In the course of a debate in the Netherlands Lower House on 12 April 2006, the Minister for Immigration and Integration (Minister voor Vreemdelingenzaken en Integratie) undertook, inter alia, to establish a temporary moratorium on expulsions of Iranian Christians to Iran and to obtain an updated official country assessment report on Iran from the Minister of Foreign Affairs (Minister van Buitenlandse Zaken).

COMPLAINTS

The applicant originally complained that his expulsion from the Netherlands to Iran would be in violation of Article 3 of the Convention and that, as regards this complaint, he did not have an effective remedy within the meaning of Article 13 of the Convention.

THE LAW

The applicant complained principally of the Netherlands authorities’ refusal to admit him to the Netherlands.

On 18 April 2006, the Government informed the Court of the undertaking given by the Minister for Immigration and Integration to establish a moratorium on expulsions of Iranian Christians to Iran and submitted that, this being the case, the applicant would be provided with the opportunity to lodge a fresh asylum request which would be dealt with under the terms of this moratorium. The Government requested the Court to adjourn its further examination of the case pending a final determination of a renewed asylum request by the applicant or, alternatively, to strike the application out of its list of pending cases.

By letters of 27 April and 3 May 2006, the applicant indicated that he was not prepared to file a fresh asylum request, submitting that a mere stay of the deportation of Iranian Christian asylum seekers would not entail that the elements other than his conversion to Christianity as relied on by him in his asylum requests would be included in the reassessment of his asylum claim.

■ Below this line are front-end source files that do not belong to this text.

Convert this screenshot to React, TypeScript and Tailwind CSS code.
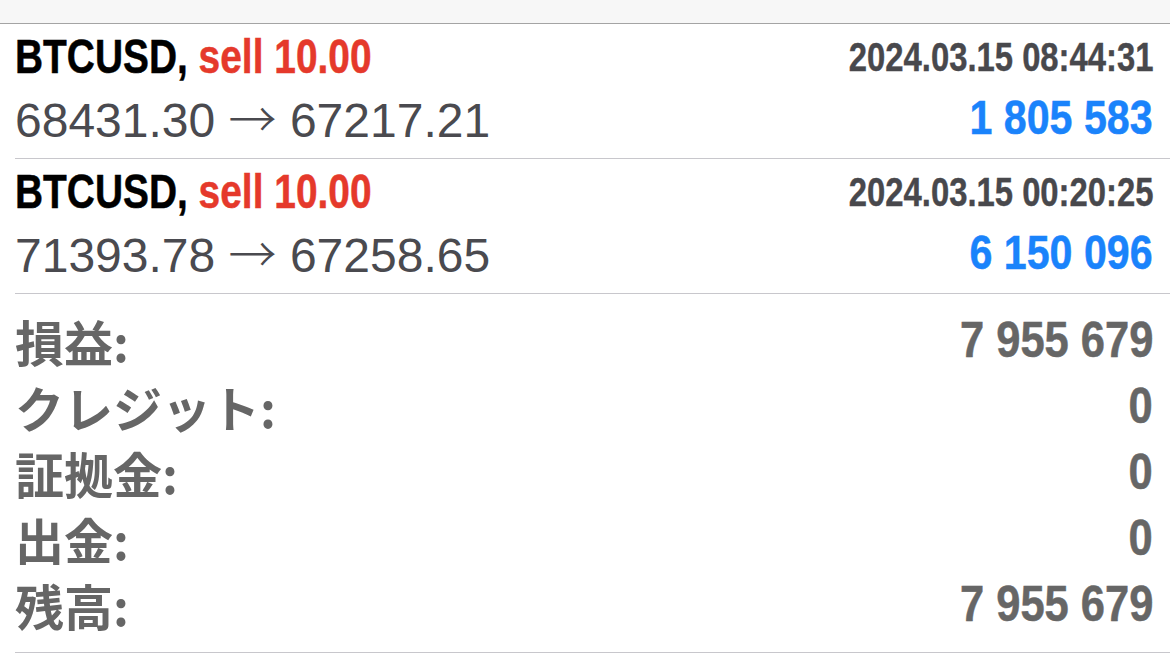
import React from 'react';

const sans = "font-['Liberation_Sans',Arial,sans-serif]";

const deals = [
  { open: '68431.30', close: '67217.21', time: '2024.03.15 08:44:31', profit: '1 805 583' },
  { open: '71393.78', close: '67258.65', time: '2024.03.15 00:20:25', profit: '6 150 096' },
];

const totals = [
  { label: '損益:', value: '7 955 679' },
  { label: 'クレジット:', value: '0' },
  { label: '証拠金:', value: '0' },
  { label: '出金:', value: '0' },
  { label: '残高:', value: '7 955 679' },
];

export default function App() {
  return (
    <div className="w-[1170px] h-[658px] bg-white overflow-hidden">
      <div className="h-[24px] bg-[#f7f7f7] border-b border-[#a4a4a4]" />

      <div className="pl-[15px]">
        {deals.map((d, i) => (
          <div key={i} className="h-[135px] border-b border-[#c8c7cc] pr-[17px] pt-[2px] flex flex-col">
            <div className="h-[62px] flex items-center justify-between">
              <span className={`${sans} inline-block origin-left scale-x-[0.81] font-bold text-[48px] leading-none text-black whitespace-nowrap [-webkit-text-stroke:0.5px]`}>
                BTCUSD, <span className="text-[#e5392b]">sell 10.00</span>
              </span>
              <span className={`${sans} inline-block origin-right scale-x-[0.82] font-bold text-[40px] leading-none text-[#48484c] whitespace-nowrap [-webkit-text-stroke:0.4px]`}>
                {d.time}
              </span>
            </div>
            <div className="h-[60px] flex items-center justify-between">
              <span className={`${sans} text-[48px] leading-none text-[#4a4a4f] whitespace-nowrap`}>
                {d.open} <span className="font-['Noto_Sans_CJK_JP',sans-serif] font-light">→</span> {d.close}
              </span>
              <span className={`${sans} inline-block origin-right scale-x-[0.857] font-bold text-[48px] leading-none text-[#1a83fb] whitespace-nowrap [-webkit-text-stroke:0.5px]`}>
                {d.profit}
              </span>
            </div>
          </div>
        ))}

        <div className="border-b border-[#c8c7cc] pr-[17px] pt-[13px] pb-[15px] flex flex-col">
          {totals.map((t) => (
            <div key={t.label} className="h-[66px] flex items-center justify-between text-[#666666]">
              <span className="font-['Noto_Sans_CJK_JP',sans-serif] font-bold text-[49px] leading-none">{t.label}</span>
              <span className={`${sans} inline-block origin-right scale-x-[0.87] font-bold text-[50px] leading-none whitespace-nowrap [-webkit-text-stroke:0.5px]`}>
                {t.value}
              </span>
            </div>
          ))}
        </div>
      </div>
    </div>
  );
}
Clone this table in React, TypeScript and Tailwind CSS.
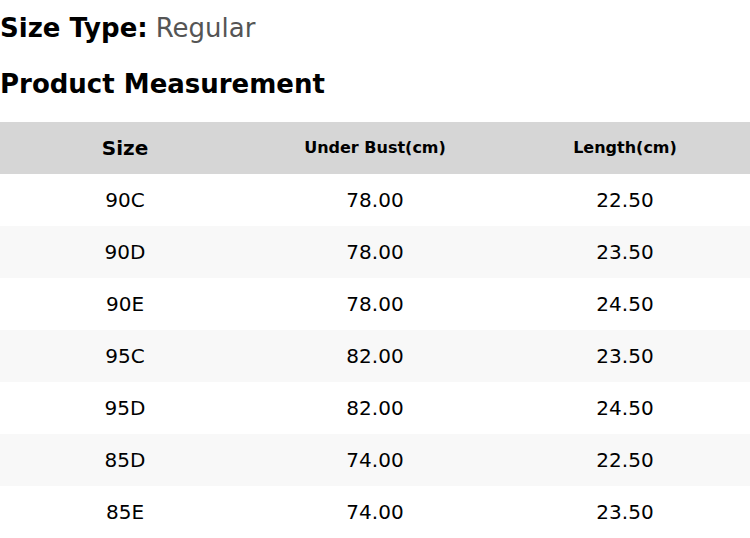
const rows = [
  ['90C', '78.00', '22.50'],
  ['90D', '78.00', '23.50'],
  ['90E', '78.00', '24.50'],
  ['95C', '82.00', '23.50'],
  ['95D', '82.00', '24.50'],
  ['85D', '74.00', '22.50'],
  ['85E', '74.00', '23.50'],
];

export default function App() {
  return (
    <div className="w-[750px] bg-white text-black" style={{ fontFamily: '"DejaVu Sans", sans-serif' }}>
      <div className="h-[56px] flex items-center text-[26px]">
        <span className="font-bold">Size Type:</span>
        <span className="ml-[8px] text-[#555555]">Regular</span>
      </div>
      <div className="h-[57px] flex items-center text-[26px] font-bold">Product Measurement</div>
      <div className="mt-[9px]">
        <div className="grid grid-cols-3 h-[52px] bg-[#d6d6d6] items-center text-center font-bold">
          <div className="text-[20px]">Size</div>
          <div className="text-[16px]">Under Bust(cm)</div>
          <div className="text-[16px]">Length(cm)</div>
        </div>
        {rows.map((r, i) => (
          <div
            key={i}
            className={`grid grid-cols-3 h-[52px] items-center text-center text-[20px] ${i % 2 === 1 ? 'bg-[#f8f8f8]' : 'bg-white'}`}
          >
            {r.map((c, j) => (
              <div key={j}>{c}</div>
            ))}
          </div>
        ))}
      </div>
    </div>
  );
}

He further submitted that a 12-months’ temporary stay of the expulsions of Christian Iranians pending the preparation of a new official country assessment report was not of particular relevance for him as, in any event, the interim measure indicated to the respondent Government under Rule 39 of the Rules of Court prevented him from actually being deported.

The Court notes that, pursuant to a temporary moratorium on expulsions of Christian Iranians to Iran which has been established in the meantime, the risk of the applicant being expelled has now, at least temporarily, been removed. In these circumstances, the Court considers that the interim measure indicated to the respondent Government under Rule 39 of the Rules of Court should be discontinued, and that it is no longer justified to continue the examination of the application (Article 37 § 1 (c)). It has further found no reasons of a general character, as defined in Article 37 § 1 in fine, which would require a continuation of its examination of the applicant’s complaint under Article 3 by virtue of Article 37 § 1 in fine.

Consequently, the application should be struck out of the list. In reaching this conclusion, the Court has taken into account its competence under Article 37 § 2 of the Convention to restore the case to its list of cases if it considers that the circumstances justify such a course.

For these reasons, the Court unanimously

Decides to strike the application out of its list of cases.